| AIM |
Give every line again exactly as it appears, please, but not the pictures.

** start GIVEN MATERIAL **

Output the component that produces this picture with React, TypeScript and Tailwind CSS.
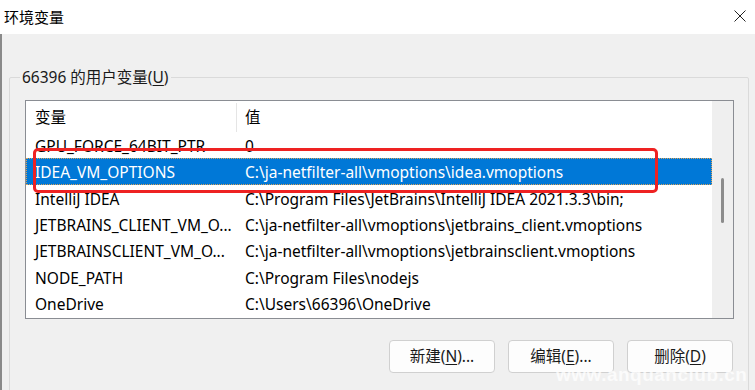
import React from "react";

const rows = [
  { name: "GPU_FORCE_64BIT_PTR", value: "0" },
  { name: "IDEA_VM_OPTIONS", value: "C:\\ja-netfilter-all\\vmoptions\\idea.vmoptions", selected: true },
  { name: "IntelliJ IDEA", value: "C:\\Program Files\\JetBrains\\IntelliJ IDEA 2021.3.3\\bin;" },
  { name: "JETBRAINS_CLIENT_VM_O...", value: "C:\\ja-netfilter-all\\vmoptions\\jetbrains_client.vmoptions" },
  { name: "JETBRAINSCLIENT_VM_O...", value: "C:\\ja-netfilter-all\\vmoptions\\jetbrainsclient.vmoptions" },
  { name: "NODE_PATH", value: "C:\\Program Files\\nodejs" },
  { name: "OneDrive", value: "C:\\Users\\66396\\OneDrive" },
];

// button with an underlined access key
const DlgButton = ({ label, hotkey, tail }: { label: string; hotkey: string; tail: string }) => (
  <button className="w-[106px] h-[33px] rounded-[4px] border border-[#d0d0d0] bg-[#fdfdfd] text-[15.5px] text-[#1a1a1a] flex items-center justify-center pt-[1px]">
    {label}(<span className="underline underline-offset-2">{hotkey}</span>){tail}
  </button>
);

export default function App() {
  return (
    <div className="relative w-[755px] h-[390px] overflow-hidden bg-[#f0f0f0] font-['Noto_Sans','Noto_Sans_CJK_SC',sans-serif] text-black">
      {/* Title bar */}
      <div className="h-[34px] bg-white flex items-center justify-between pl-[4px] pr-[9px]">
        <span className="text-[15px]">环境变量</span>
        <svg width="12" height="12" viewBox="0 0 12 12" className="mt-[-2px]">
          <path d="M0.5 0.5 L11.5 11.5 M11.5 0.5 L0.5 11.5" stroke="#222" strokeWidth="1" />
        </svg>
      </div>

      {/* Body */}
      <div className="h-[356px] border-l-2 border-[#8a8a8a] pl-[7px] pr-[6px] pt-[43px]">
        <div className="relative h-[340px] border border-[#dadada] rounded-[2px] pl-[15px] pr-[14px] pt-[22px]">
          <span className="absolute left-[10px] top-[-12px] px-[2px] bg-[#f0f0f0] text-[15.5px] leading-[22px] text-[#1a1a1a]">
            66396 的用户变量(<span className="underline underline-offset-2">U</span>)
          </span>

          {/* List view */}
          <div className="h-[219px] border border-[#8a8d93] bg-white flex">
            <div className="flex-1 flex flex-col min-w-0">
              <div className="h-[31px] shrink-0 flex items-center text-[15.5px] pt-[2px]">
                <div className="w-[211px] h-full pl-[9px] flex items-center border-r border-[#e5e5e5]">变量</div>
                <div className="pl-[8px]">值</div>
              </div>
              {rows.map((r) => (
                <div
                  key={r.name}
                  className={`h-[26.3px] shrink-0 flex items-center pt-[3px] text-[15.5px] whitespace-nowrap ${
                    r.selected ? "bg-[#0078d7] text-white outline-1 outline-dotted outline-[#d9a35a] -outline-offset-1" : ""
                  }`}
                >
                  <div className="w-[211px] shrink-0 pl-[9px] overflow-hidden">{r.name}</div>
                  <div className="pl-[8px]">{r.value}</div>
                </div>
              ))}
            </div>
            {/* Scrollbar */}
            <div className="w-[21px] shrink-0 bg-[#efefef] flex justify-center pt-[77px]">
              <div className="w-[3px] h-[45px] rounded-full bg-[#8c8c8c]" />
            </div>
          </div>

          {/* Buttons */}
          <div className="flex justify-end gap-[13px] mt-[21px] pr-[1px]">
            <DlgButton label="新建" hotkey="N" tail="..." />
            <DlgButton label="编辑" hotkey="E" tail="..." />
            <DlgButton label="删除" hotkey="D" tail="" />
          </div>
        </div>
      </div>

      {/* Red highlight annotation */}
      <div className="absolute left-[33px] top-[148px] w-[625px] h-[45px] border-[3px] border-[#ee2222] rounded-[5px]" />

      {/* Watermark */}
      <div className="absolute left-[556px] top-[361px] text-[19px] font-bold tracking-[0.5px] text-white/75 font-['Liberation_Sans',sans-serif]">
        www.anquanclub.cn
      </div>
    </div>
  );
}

** end GIVEN MATERIAL **

| SOLUTION FOR THIS TASK |
Output the component that produces this picture with React, TypeScript and Tailwind CSS.
import React from "react";

const rows = [
  { name: "GPU_FORCE_64BIT_PTR", value: "0" },
  { name: "IDEA_VM_OPTIONS", value: "C:\\ja-netfilter-all\\vmoptions\\idea.vmoptions", selected: true },
  { name: "IntelliJ IDEA", value: "C:\\Program Files\\JetBrains\\IntelliJ IDEA 2021.3.3\\bin;" },
  { name: "JETBRAINS_CLIENT_VM_O...", value: "C:\\ja-netfilter-all\\vmoptions\\jetbrains_client.vmoptions" },
  { name: "JETBRAINSCLIENT_VM_O...", value: "C:\\ja-netfilter-all\\vmoptions\\jetbrainsclient.vmoptions" },
  { name: "NODE_PATH", value: "C:\\Program Files\\nodejs" },
  { name: "OneDrive", value: "C:\\Users\\66396\\OneDrive" },
];

// button with an underlined access key
const DlgButton = ({ label, hotkey, tail }: { label: string; hotkey: string; tail: string }) => (
  <button className="w-[106px] h-[33px] rounded-[4px] border border-[#d0d0d0] bg-[#fdfdfd] text-[15.5px] text-[#1a1a1a] flex items-center justify-center pt-[1px]">
    {label}(<span className="underline underline-offset-2">{hotkey}</span>){tail}
  </button>
);

export default function App() {
  return (
    <div className="relative w-[755px] h-[390px] overflow-hidden bg-[#f0f0f0] font-['Noto_Sans','Noto_Sans_CJK_SC',sans-serif] text-black">
      {/* Title bar */}
      <div className="h-[34px] bg-white flex items-center justify-between pl-[4px] pr-[9px]">
        <span className="text-[15px]">环境变量</span>
        <svg width="12" height="12" viewBox="0 0 12 12" className="mt-[-2px]">
          <path d="M0.5 0.5 L11.5 11.5 M11.5 0.5 L0.5 11.5" stroke="#222" strokeWidth="1" />
        </svg>
      </div>

      {/* Body */}
      <div className="h-[356px] border-l-2 border-[#8a8a8a] pl-[7px] pr-[6px] pt-[43px]">
        <div className="relative h-[340px] border border-[#dadada] rounded-[2px] pl-[15px] pr-[14px] pt-[22px]">
          <span className="absolute left-[10px] top-[-12px] px-[2px] bg-[#f0f0f0] text-[15.5px] leading-[22px] text-[#1a1a1a]">
            66396 的用户变量(<span className="underline underline-offset-2">U</span>)
          </span>

          {/* List view */}
          <div className="h-[219px] border border-[#8a8d93] bg-white flex">
            <div className="flex-1 flex flex-col min-w-0">
              <div className="h-[31px] shrink-0 flex items-center text-[15.5px] pt-[2px]">
                <div className="w-[211px] h-full pl-[9px] flex items-center border-r border-[#e5e5e5]">变量</div>
                <div className="pl-[8px]">值</div>
              </div>
              {rows.map((r) => (
                <div
                  key={r.name}
                  className={`h-[26.3px] shrink-0 flex items-center pt-[3px] text-[15.5px] whitespace-nowrap ${
                    r.selected ? "bg-[#0078d7] text-white outline-1 outline-dotted outline-[#d9a35a] -outline-offset-1" : ""
                  }`}
                >
                  <div className="w-[211px] shrink-0 pl-[9px] overflow-hidden">{r.name}</div>
                  <div className="pl-[8px]">{r.value}</div>
                </div>
              ))}
            </div>
            {/* Scrollbar */}
            <div className="w-[21px] shrink-0 bg-[#efefef] flex justify-center pt-[77px]">
              <div className="w-[3px] h-[45px] rounded-full bg-[#8c8c8c]" />
            </div>
          </div>

          {/* Buttons */}
          <div className="flex justify-end gap-[13px] mt-[21px] pr-[1px]">
            <DlgButton label="新建" hotkey="N" tail="..." />
            <DlgButton label="编辑" hotkey="E" tail="..." />
            <DlgButton label="删除" hotkey="D" tail="" />
          </div>
        </div>
      </div>

      {/* Red highlight annotation */}
      <div className="absolute left-[33px] top-[148px] w-[625px] h-[45px] border-[3px] border-[#ee2222] rounded-[5px]" />

      {/* Watermark */}
      <div className="absolute left-[556px] top-[361px] text-[19px] font-bold tracking-[0.5px] text-white/75 font-['Liberation_Sans',sans-serif]">
        www.anquanclub.cn
      </div>
    </div>
  );
}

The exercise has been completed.